> [Work to complete] All the data should be repeated exactly. Any image in it is left out.

> [Collected data]
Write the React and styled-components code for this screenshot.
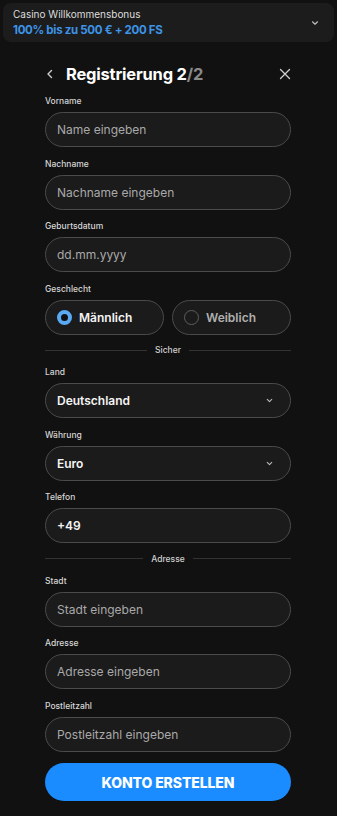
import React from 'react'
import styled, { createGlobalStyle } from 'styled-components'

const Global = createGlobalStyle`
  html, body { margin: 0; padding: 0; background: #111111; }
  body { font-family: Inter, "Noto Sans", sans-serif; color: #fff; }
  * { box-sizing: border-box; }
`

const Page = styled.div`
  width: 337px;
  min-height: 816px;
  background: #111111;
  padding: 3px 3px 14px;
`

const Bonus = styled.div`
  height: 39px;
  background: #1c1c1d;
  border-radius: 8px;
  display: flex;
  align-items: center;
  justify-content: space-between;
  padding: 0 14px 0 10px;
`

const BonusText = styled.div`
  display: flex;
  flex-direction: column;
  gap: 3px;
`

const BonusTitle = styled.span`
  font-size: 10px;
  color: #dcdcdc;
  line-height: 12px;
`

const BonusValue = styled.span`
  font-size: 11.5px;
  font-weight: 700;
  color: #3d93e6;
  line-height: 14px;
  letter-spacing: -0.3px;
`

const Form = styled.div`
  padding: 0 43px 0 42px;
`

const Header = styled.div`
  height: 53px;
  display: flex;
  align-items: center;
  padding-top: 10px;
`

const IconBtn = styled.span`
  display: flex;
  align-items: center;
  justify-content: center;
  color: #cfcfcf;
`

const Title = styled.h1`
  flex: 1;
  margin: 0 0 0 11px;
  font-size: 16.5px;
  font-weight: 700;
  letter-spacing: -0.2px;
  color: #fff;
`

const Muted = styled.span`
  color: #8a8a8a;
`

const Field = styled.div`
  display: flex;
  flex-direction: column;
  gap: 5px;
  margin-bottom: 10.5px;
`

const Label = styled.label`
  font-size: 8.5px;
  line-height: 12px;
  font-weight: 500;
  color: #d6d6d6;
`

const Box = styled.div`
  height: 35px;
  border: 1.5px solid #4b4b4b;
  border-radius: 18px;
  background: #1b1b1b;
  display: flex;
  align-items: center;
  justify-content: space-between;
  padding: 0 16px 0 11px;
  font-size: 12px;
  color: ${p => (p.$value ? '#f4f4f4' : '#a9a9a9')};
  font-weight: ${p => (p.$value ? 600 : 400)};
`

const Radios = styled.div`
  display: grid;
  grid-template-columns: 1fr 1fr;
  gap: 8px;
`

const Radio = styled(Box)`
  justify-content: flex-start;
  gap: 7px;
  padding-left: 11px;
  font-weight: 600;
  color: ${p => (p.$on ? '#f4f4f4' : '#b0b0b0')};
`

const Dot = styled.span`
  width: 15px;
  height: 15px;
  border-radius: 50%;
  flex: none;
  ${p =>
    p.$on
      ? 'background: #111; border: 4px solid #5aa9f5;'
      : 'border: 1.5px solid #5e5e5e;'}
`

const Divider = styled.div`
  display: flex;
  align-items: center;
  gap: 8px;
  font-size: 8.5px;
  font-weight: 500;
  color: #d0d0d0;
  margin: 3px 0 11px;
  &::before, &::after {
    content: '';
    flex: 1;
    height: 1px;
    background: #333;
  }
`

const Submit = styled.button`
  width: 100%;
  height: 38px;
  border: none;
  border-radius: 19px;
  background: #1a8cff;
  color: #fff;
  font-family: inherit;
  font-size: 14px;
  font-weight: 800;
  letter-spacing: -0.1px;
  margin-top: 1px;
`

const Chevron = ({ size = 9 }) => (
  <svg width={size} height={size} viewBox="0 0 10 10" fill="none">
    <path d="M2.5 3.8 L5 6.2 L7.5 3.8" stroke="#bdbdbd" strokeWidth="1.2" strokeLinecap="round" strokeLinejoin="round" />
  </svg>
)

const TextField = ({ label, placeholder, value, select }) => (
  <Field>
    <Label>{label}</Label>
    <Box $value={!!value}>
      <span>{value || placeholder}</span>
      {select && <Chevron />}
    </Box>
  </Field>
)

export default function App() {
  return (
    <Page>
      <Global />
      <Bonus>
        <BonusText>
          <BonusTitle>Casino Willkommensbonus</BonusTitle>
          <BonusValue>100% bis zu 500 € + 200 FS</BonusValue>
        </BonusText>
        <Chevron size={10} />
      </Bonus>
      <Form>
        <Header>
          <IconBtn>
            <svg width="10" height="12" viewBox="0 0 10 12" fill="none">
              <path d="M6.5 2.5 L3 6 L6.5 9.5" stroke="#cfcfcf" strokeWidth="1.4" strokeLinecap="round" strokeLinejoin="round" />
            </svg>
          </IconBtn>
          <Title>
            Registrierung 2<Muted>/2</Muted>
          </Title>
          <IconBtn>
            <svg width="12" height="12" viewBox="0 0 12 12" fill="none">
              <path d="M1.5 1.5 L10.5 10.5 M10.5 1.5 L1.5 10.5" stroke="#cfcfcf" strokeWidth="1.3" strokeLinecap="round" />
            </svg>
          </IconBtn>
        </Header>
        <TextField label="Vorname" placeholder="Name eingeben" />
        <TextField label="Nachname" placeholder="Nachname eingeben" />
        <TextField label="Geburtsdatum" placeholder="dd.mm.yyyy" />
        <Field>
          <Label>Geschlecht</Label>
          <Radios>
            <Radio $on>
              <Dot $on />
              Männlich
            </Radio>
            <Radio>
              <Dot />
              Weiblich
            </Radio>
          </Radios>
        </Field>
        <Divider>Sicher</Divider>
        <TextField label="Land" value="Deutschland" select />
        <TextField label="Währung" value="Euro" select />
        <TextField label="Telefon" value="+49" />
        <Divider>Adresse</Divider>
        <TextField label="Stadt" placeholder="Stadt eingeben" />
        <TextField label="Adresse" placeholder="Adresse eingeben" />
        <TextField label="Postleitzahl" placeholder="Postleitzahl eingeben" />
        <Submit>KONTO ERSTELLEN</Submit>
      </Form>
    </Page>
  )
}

> [Output]
Write the React and styled-components code for this screenshot.
import React from 'react'
import styled, { createGlobalStyle } from 'styled-components'

const Global = createGlobalStyle`
  html, body { margin: 0; padding: 0; background: #111111; }
  body { font-family: Inter, "Noto Sans", sans-serif; color: #fff; }
  * { box-sizing: border-box; }
`

const Page = styled.div`
  width: 337px;
  min-height: 816px;
  background: #111111;
  padding: 3px 3px 14px;
`

const Bonus = styled.div`
  height: 39px;
  background: #1c1c1d;
  border-radius: 8px;
  display: flex;
  align-items: center;
  justify-content: space-between;
  padding: 0 14px 0 10px;
`

const BonusText = styled.div`
  display: flex;
  flex-direction: column;
  gap: 3px;
`

const BonusTitle = styled.span`
  font-size: 10px;
  color: #dcdcdc;
  line-height: 12px;
`

const BonusValue = styled.span`
  font-size: 11.5px;
  font-weight: 700;
  color: #3d93e6;
  line-height: 14px;
  letter-spacing: -0.3px;
`

const Form = styled.div`
  padding: 0 43px 0 42px;
`

const Header = styled.div`
  height: 53px;
  display: flex;
  align-items: center;
  padding-top: 10px;
`

const IconBtn = styled.span`
  display: flex;
  align-items: center;
  justify-content: center;
  color: #cfcfcf;
`

const Title = styled.h1`
  flex: 1;
  margin: 0 0 0 11px;
  font-size: 16.5px;
  font-weight: 700;
  letter-spacing: -0.2px;
  color: #fff;
`

const Muted = styled.span`
  color: #8a8a8a;
`

const Field = styled.div`
  display: flex;
  flex-direction: column;
  gap: 5px;
  margin-bottom: 10.5px;
`

const Label = styled.label`
  font-size: 8.5px;
  line-height: 12px;
  font-weight: 500;
  color: #d6d6d6;
`

const Box = styled.div`
  height: 35px;
  border: 1.5px solid #4b4b4b;
  border-radius: 18px;
  background: #1b1b1b;
  display: flex;
  align-items: center;
  justify-content: space-between;
  padding: 0 16px 0 11px;
  font-size: 12px;
  color: ${p => (p.$value ? '#f4f4f4' : '#a9a9a9')};
  font-weight: ${p => (p.$value ? 600 : 400)};
`

const Radios = styled.div`
  display: grid;
  grid-template-columns: 1fr 1fr;
  gap: 8px;
`

const Radio = styled(Box)`
  justify-content: flex-start;
  gap: 7px;
  padding-left: 11px;
  font-weight: 600;
  color: ${p => (p.$on ? '#f4f4f4' : '#b0b0b0')};
`

const Dot = styled.span`
  width: 15px;
  height: 15px;
  border-radius: 50%;
  flex: none;
  ${p =>
    p.$on
      ? 'background: #111; border: 4px solid #5aa9f5;'
      : 'border: 1.5px solid #5e5e5e;'}
`

const Divider = styled.div`
  display: flex;
  align-items: center;
  gap: 8px;
  font-size: 8.5px;
  font-weight: 500;
  color: #d0d0d0;
  margin: 3px 0 11px;
  &::before, &::after {
    content: '';
    flex: 1;
    height: 1px;
    background: #333;
  }
`

const Submit = styled.button`
  width: 100%;
  height: 38px;
  border: none;
  border-radius: 19px;
  background: #1a8cff;
  color: #fff;
  font-family: inherit;
  font-size: 14px;
  font-weight: 800;
  letter-spacing: -0.1px;
  margin-top: 1px;
`

const Chevron = ({ size = 9 }) => (
  <svg width={size} height={size} viewBox="0 0 10 10" fill="none">
    <path d="M2.5 3.8 L5 6.2 L7.5 3.8" stroke="#bdbdbd" strokeWidth="1.2" strokeLinecap="round" strokeLinejoin="round" />
  </svg>
)

const TextField = ({ label, placeholder, value, select }) => (
  <Field>
    <Label>{label}</Label>
    <Box $value={!!value}>
      <span>{value || placeholder}</span>
      {select && <Chevron />}
    </Box>
  </Field>
)

export default function App() {
  return (
    <Page>
      <Global />
      <Bonus>
        <BonusText>
          <BonusTitle>Casino Willkommensbonus</BonusTitle>
          <BonusValue>100% bis zu 500 € + 200 FS</BonusValue>
        </BonusText>
        <Chevron size={10} />
      </Bonus>
      <Form>
        <Header>
          <IconBtn>
            <svg width="10" height="12" viewBox="0 0 10 12" fill="none">
              <path d="M6.5 2.5 L3 6 L6.5 9.5" stroke="#cfcfcf" strokeWidth="1.4" strokeLinecap="round" strokeLinejoin="round" />
            </svg>
          </IconBtn>
          <Title>
            Registrierung 2<Muted>/2</Muted>
          </Title>
          <IconBtn>
            <svg width="12" height="12" viewBox="0 0 12 12" fill="none">
              <path d="M1.5 1.5 L10.5 10.5 M10.5 1.5 L1.5 10.5" stroke="#cfcfcf" strokeWidth="1.3" strokeLinecap="round" />
            </svg>
          </IconBtn>
        </Header>
        <TextField label="Vorname" placeholder="Name eingeben" />
        <TextField label="Nachname" placeholder="Nachname eingeben" />
        <TextField label="Geburtsdatum" placeholder="dd.mm.yyyy" />
        <Field>
          <Label>Geschlecht</Label>
          <Radios>
            <Radio $on>
              <Dot $on />
              Männlich
            </Radio>
            <Radio>
              <Dot />
              Weiblich
            </Radio>
          </Radios>
        </Field>
        <Divider>Sicher</Divider>
        <TextField label="Land" value="Deutschland" select />
        <TextField label="Währung" value="Euro" select />
        <TextField label="Telefon" value="+49" />
        <Divider>Adresse</Divider>
        <TextField label="Stadt" placeholder="Stadt eingeben" />
        <TextField label="Adresse" placeholder="Adresse eingeben" />
        <TextField label="Postleitzahl" placeholder="Postleitzahl eingeben" />
        <Submit>KONTO ERSTELLEN</Submit>
      </Form>
    </Page>
  )
}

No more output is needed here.